Estimate your monthly mortgage payment using home price, down payment, interest rate, and loan term. This calculator focuses on principal and interest so you can quickly compare scenarios before layering in taxes or insurance.
Try the calculator
Enter your loan details and see the payment update instantly.
How mortgage payments work
A fixed-rate mortgage spreads repayment evenly across the full loan term. Each payment includes interest on the remaining balance plus a portion of principal. Over time, the interest portion falls while principal grows.
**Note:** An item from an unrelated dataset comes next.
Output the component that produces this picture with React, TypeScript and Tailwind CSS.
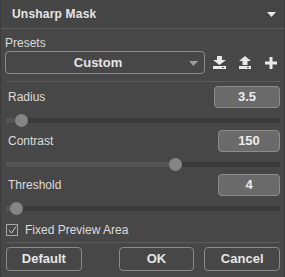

The standard formula is: Payment = P x (r(1+r)^n) / ((1+r)^n - 1), where P is the loan amount, r is the monthly interest rate, and n is the number of monthly payments.
Example scenario
Suppose you buy a $360,000 home with a $60,000 down payment, resulting in a $300,000 loan. At 6.25% for 30 years, the payment is about $1,847 per month (principal and interest only). Use the calculator to test different rates or terms.
What this means
- - A shorter term (15 years) increases the monthly payment but lowers total interest.
- - Even a small rate change can shift the payment by hundreds of dollars.
- - Down payments reduce the loan amount and may avoid mortgage insurance.
- - Compare payments at multiple price points to set a realistic budget.
What to do next
Run your payment against your real monthly income and keep housing costs within a range that still lets you save.
FAQ
How is a mortgage payment calculated?
Mortgage payments use the standard amortization formula that combines principal, interest rate, and number of payments to produce a fixed monthly amount.
Does the calculator include taxes and insurance?
This calculator estimates principal and interest only. Property taxes, homeowners insurance, and HOA fees vary by location and should be added separately.
What happens if my interest rate is 0%?
With a 0% rate, the payment is simply the loan amount divided by the total number of months in the term.